Love For A Lifetime
Some years ago I was happily browsing the Free Books Bin at a used bookstore --- searching among the rejects the store couldn't sell --- when I came across something as good as an overlooked gem: James Dobson's Love For A Lifetime. I almost yelped with delight.
If you are not familiar with James Dobson, he is one of America's most powerful evangelical leaders, a man with whom the White House conference calls every Monday, and an activist on every aspect of family life. Dobson is highly controversial for his views on the family, and while I would not spend to buy a book of his, I can certainly delight in making off with a free copy of one of his works. Who wouldn't grab a free book by such a controversial figure?
Love For A Lifetime represents itself as a serious book of sound advice for folks who are about to get married.
That's odd, because to all the world it is no more than a slick little book designed from the foundations up to live on coffee tables. It's glossy pages are lavished with pastel pink and blue borders; the writing is far too easy to browse; and the tone is flippantly inspirational. Not the sort of design that tells you you're in for some real how-to advice.
Yet, the book is striking in at least one respect: It's tone is almost wholly negative, even fearful. If you pick this book up from a coffee table and browse it for nuts and bolts suggestions on how to make a good marriage, you will be disappointed there are very few nuts and bolts in the book. On the other hand, if you want a dire sermon full of warnings about all the things, real and imagined, that can go wrong in marriages, then this book is your godsend. It even has a call to save yourself from the traps and pitfalls of marriages by turning to Jesus.

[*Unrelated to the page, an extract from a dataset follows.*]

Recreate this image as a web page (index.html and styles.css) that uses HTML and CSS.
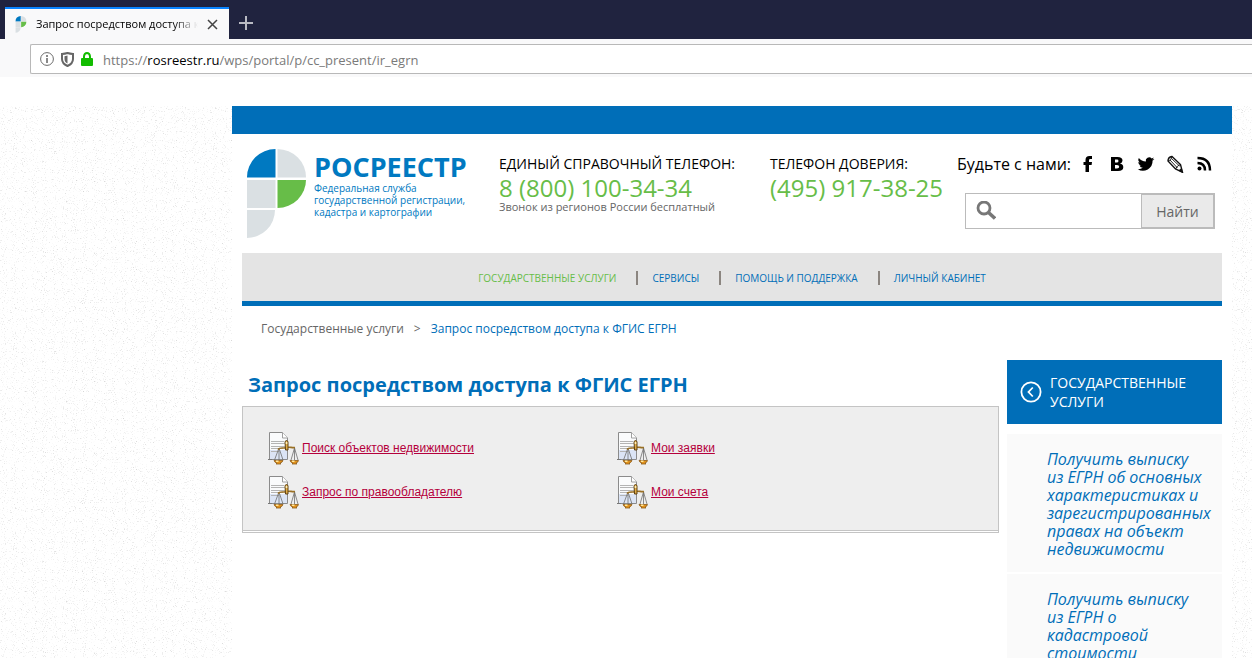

For the longest time after reading this book, I couldn't quite put my finger on what was so profoundly wrong about it. Then, it came to me one day while I was out walking that the book almost entirely lacks any notion of overcoming challenges, surmounting obstacles, or healing from mistakes. Everything the book mentions that can go wrong in a marriage it casts in the light of catastrophe. For instance: Dobson believes in sexual abstinence until marriage, and in his eyes there is no reasonably sure way to overcome the problems he believes are caused by being a non-virgin before your wedding night. Your lack of virginity, if that's the case, has undermined your marriage, and that's all there is to it. No hope, no solution, not even any advice on how to lessen the damage.
All of which makes me think about Dobson the man. Is he really that fearful? Does he really see the downside of everything in such extraordinarily sharper focus than the upside? Is he really at such a loss to solve problems?
I suppose to some extent he really is all those things. I say that not just because the book, Love For A Lifetime, cannot have been written by an optimist, but also because of other things I know about Dobson. e.g. his belief that allowing homosexuals to marry will result in the destruction of the "traditional" family. Anyone who believes that certainly does not believe in the resilience of the family. No, anyone who believes that sees nearly every challenge, no matter how slight, as a potential catastrophe.
In Love For A Lifetime, James Dobson creates an ideology and a mythology of marriage based on fear. The book is a "depravity and hellfire" sermon that fails to mention even in passing the remarkable ability of humans to solve problems, adapt to circumstances, or heal from wounds. It has a bleak, dark soul.
By the way, anyone who is interested in my poetry might want to know that the book was part of the inspiration for the poem you find here.
6 comments:
Not surprising given the source. His message of fear and judgment is one that resonates with a lot of people, though.
Unfortunately, yes, his message of fear and judgment does resonate with a lot of people. While reading that book, I continually wondered what sort of person would approve of its dark message, and I don't think the book would resonate too well with anyone who had a cheerful and competent outlook on life.
"what sort of person would approve of its dark message"
I suspect it resonates with a person for whom being itself is darkness.
The more they try to hide it under a blanket of lies, the unceasing pain that they try to hide behind a veneer of righteousness fights that much more to manifest itself in their words and deeds.
Beautifully said, Brendan!
If one believes, as Dobson does, in a Supreme Bully who professes love but damns you to eternal torture for the otherwise insignificant offense of failing to believe in Him, then I suppose "being itself is darkness" to you.
A person's "God" is simply a reflection of how he feels about himself. Imagine the self-loathing and fear necessary to create a God whose only revelations about marriage concern what can go wrong with it.
This post reminds me of a conversation I had with one of my friends the other week. My area has alot of very strick christian followers, well at least in their on minds. They throw these big parties where the daughter accepts to wear a promise ring. Meaning she will not have sex until she is married. However I know alot of these kids and some of them just do it because their parents pressure them but the promise is not really kept. So what is the purpose to allow them to feel a terriable failure and to feel they are doomed to hell? They also talk down about gays and how they are told as a congragation not to visit places of business that are runned by gay people. How does that promote forgivness. I also have a girlfriend who had an extra marital affair with another women, they actual held what I would say is a church court meeting in her home made of all men telling her how she needed to end this and go back to her husband promptly. Of course I went over and had a few choice words. But the funny thing is I have never seen one of these meetings if a man cheats on his wife. And the counsel is not made up of all women. Peoples minds simply amaze me.